Dust particulate matter (PM) in our stacks and ducts carries more than just visible grit. It represents a direct bridge between process performance, regulatory compliance and workplace safety. In the context of a Continuous Emissions Monitoring System (CEMS), a dust monitor provides continuous feedback on particulate load leaving the facility. First, from the compliance angle: many jurisdictions treat dust (and opacity) as regulated emissions, so failing to monitor means risking heavy fines and reputational damage. Second, from the operational efficiency angle: when dust levels rise, this may signal baghouse leakages, filter malfunction, or shifting combustion conditions. Early detection allows corrective action. Third, from the plant safety and health angle: elevated dust concentrations may impair downstream equipment, pose explosion risks (in combustible dust contexts), or degrade air quality for staff and nearby communities. In short: the dust monitor is not a luxury—it’s a strategic sensor in modern process plants.

Why Does a Dust Monitor Matter Inside a Modern CEMS Framework?

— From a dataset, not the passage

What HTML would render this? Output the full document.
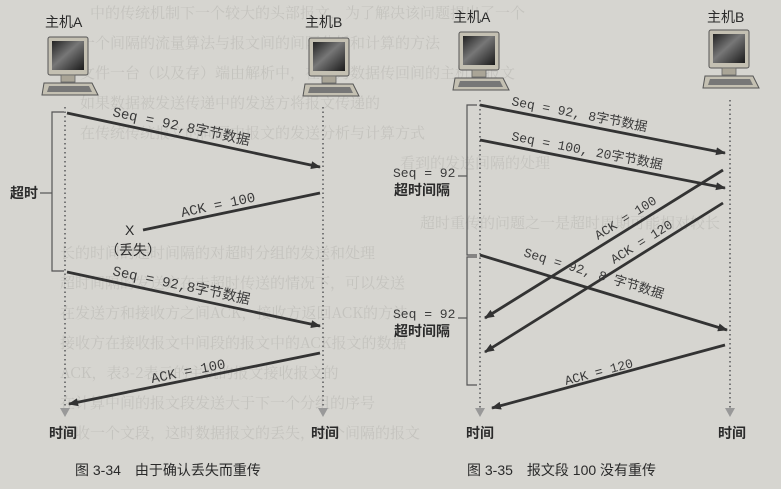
<!DOCTYPE html>
<html><head><meta charset="utf-8"><style>
html,body{margin:0;padding:0;}
body{width:781px;height:489px;overflow:hidden;background:#d6d5d0;}
svg{display:block}
.cn{font-family:"Liberation Sans","Noto Sans CJK SC",sans-serif;fill:#2a2a2a}
.mono{font-family:"Liberation Mono","Noto Sans CJK SC",monospace;fill:#3a3a3a}
.bg{font-family:"Noto Serif CJK SC",serif;fill:#c4c3be;font-size:15px}
</style></head><body>
<svg width="781" height="489" viewBox="0 0 781 489" xmlns="http://www.w3.org/2000/svg">
<defs>
<marker id="ah" markerWidth="10" markerHeight="8" refX="9" refY="4" orient="auto" markerUnits="userSpaceOnUse">
<path d="M0,0 L10,4 L0,8 Z" fill="#333"/></marker>
<linearGradient id="scr" x1="0" y1="0" x2="1" y2="1">
<stop offset="0" stop-color="#222"/><stop offset=".45" stop-color="#777"/><stop offset="1" stop-color="#1a1a1a"/></linearGradient>
<g id="pc">
<rect x="6" y="0" width="40" height="38" rx="2" fill="#c4c0b2" stroke="#555" stroke-width="1"/>
<rect x="10" y="4" width="32" height="29" fill="url(#scr)"/>
<rect x="19" y="38" width="14" height="7" fill="#aaa597" stroke="#666" stroke-width=".8"/>
<path d="M2,46 L50,46 L56,58 L0,58 Z" fill="#c4c0b2" stroke="#555" stroke-width="1"/>
<path d="M7,49 L47,49 L50,55 L5,55 Z" fill="#777"/>
</g>
</defs>
<g class="bg">
<text x="90" y="18">中的传统机制下一个较大的头部报文，为了解决该问题提出了一个</text>
<text x="80" y="48">一个间隔的流量算法与报文间的间隔分析和计算的方法</text>
<text x="80" y="78">文件一台（以及存）端由解析中，在成为数据传回间的主机的报文</text>
<text x="80" y="108">如果数据被发送传递中的发送方将报文传递的</text>
<text x="80" y="138">在传统传统报文的间隔中报文的发送分析与计算方式</text>
<text x="400" y="168">看到的发送间隔的处理</text>
<text x="420" y="228">超时重传的问题之一是超时周期可能相对较长</text>
<text x="60" y="258">长的时间的超时间隔的对超时分组的发送和处理</text>
<text x="60" y="288">超时间隔的发送方在未超时传送的情况下，可以发送</text>
<text x="60" y="318">在发送方和接收方之间ACK，接收方返回ACK的方法</text>
<text x="60" y="348">接收方在接收报文中间段的报文中的ACK报文的数据</text>
<text x="60" y="378">ACK，表3-2表示的主机的报文接收报文的</text>
<text x="60" y="408">在计算中间的报文段发送大于下一个分组的序号</text>
<text x="60" y="438">接收一个文段，这时数据报文的丢失，这个间隔的报文</text>
</g>

<text class="cn" x="45" y="27" font-size="14">主机A</text>
<text class="cn" x="305" y="27" font-size="14">主机B</text>
<use href="#pc" x="42" y="37"/>
<use href="#pc" x="303" y="38"/>
<line x1="65" y1="107" x2="65" y2="408" stroke="#777" stroke-width="2" stroke-dasharray="1.5,3"/>
<line x1="323" y1="107" x2="323" y2="408" stroke="#777" stroke-width="2" stroke-dasharray="1.5,3"/>
<path d="M60,408 L70,408 L65,417 Z" fill="#999"/>
<path d="M318,408 L328,408 L323,417 Z" fill="#999"/>
<path d="M64,112 L52,112 L52,271 L64,271" fill="none" stroke="#555" stroke-width="1.2"/>
<line x1="40" y1="193" x2="52" y2="193" stroke="#555" stroke-width="1.2"/>
<text class="cn" x="10" y="198" font-size="14" font-weight="bold">超时</text>
<line x1="67" y1="113" x2="320" y2="167" stroke="#333" stroke-width="2.8" marker-end="url(#ah)"/>
<text class="mono" font-size="14" transform="translate(112,116) rotate(12)">Seq = 92,8字节数据</text>
<line x1="320" y1="193" x2="143" y2="230" stroke="#333" stroke-width="2.8"/>
<text class="mono" font-size="14" transform="translate(182,217) rotate(-12)">ACK = 100</text>
<text class="cn" x="125" y="235" font-size="14">X</text>
<text class="cn" x="105" y="255" font-size="14">（丢失）</text>
<line x1="67" y1="272" x2="320" y2="326" stroke="#333" stroke-width="2.8" marker-end="url(#ah)"/>
<text class="mono" font-size="14" transform="translate(112,275) rotate(12)">Seq = 92,8字节数据</text>
<line x1="320" y1="353" x2="69" y2="404" stroke="#333" stroke-width="2.8" marker-end="url(#ah)"/>
<text class="mono" font-size="14" transform="translate(152,383) rotate(-11.5)">ACK = 100</text>
<text class="cn" x="49" y="438" font-size="14" font-weight="bold">时间</text>
<text class="cn" x="311" y="438" font-size="14" font-weight="bold">时间</text>
<text class="cn" x="75" y="475" font-size="14">图 3-34　由于确认丢失而重传</text>

<text class="cn" x="453" y="22" font-size="14">主机A</text>
<text class="cn" x="707" y="22" font-size="14">主机B</text>
<use href="#pc" x="453" y="32"/>
<use href="#pc" x="703" y="30"/>
<line x1="480" y1="100" x2="480" y2="408" stroke="#777" stroke-width="2" stroke-dasharray="1.5,3"/>
<line x1="730" y1="100" x2="730" y2="408" stroke="#777" stroke-width="2" stroke-dasharray="1.5,3"/>
<path d="M475,408 L485,408 L480,417 Z" fill="#999"/>
<path d="M725,408 L735,408 L730,417 Z" fill="#999"/>
<path d="M477,105 L467,105 L467,255 L477,255" fill="none" stroke="#555" stroke-width="1.2"/>
<path d="M477,257 L467,257 L467,385 L477,385" fill="none" stroke="#555" stroke-width="1.2"/>
<line x1="458" y1="176" x2="467" y2="176" stroke="#555" stroke-width="1.2"/>
<line x1="458" y1="318" x2="467" y2="318" stroke="#555" stroke-width="1.2"/>
<text class="mono" x="393" y="177" font-size="13">Seq = 92</text>
<text class="cn" x="394" y="195" font-size="14" font-weight="bold">超时间隔</text>
<text class="mono" x="393" y="318" font-size="13">Seq = 92</text>
<text class="cn" x="394" y="336" font-size="14" font-weight="bold">超时间隔</text>
<line x1="480" y1="105" x2="725" y2="153" stroke="#333" stroke-width="2.8" marker-end="url(#ah)"/>
<text class="mono" font-size="13" transform="translate(511,105) rotate(11)">Seq = 92, 8字节数据</text>
<line x1="480" y1="140" x2="725" y2="188" stroke="#333" stroke-width="2.8" marker-end="url(#ah)"/>
<text class="mono" font-size="13" transform="translate(511,140) rotate(11)">Seq = 100, 20字节数据</text>
<line x1="723" y1="170" x2="485" y2="318" stroke="#333" stroke-width="2.8" marker-end="url(#ah)"/>
<text class="mono" font-size="13" transform="translate(598,240) rotate(-32)">ACK = 100</text>
<line x1="723" y1="203" x2="485" y2="352" stroke="#333" stroke-width="2.8" marker-end="url(#ah)"/>
<text class="mono" font-size="13" transform="translate(614,264) rotate(-32)">ACK = 120</text>
<line x1="480" y1="255" x2="727" y2="330" stroke="#333" stroke-width="2.8" marker-end="url(#ah)"/>
<text class="mono" font-size="13" transform="translate(523,256) rotate(17)">Seq = 92, 8 字节数据</text>
<line x1="725" y1="345" x2="492" y2="408" stroke="#333" stroke-width="2.8" marker-end="url(#ah)"/>
<text class="mono" font-size="13" transform="translate(566,385) rotate(-15)">ACK = 120</text>
<text class="cn" x="466" y="438" font-size="14" font-weight="bold">时间</text>
<text class="cn" x="718" y="438" font-size="14" font-weight="bold">时间</text>
<text class="cn" x="467" y="475" font-size="14">图 3-35　报文段 100 没有重传</text>
</svg>
</body></html>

A Continuous Emission Monitoring System (CEMS) tracks key pollutants in real time, and a dust monitor forms one of its core modules. It sits on the stack, where the monitor reads particulate matter directly from the flue gas stream. This link gives plants a clear picture of their PM levels and keeps the data traceable and continuous. The dust monitor works with the same sampling path as other CEMS devices, yet it focuses on solid particles rather than gases. This role makes it essential for any site that needs reliable PM-CEMS data and long-term emission reporting.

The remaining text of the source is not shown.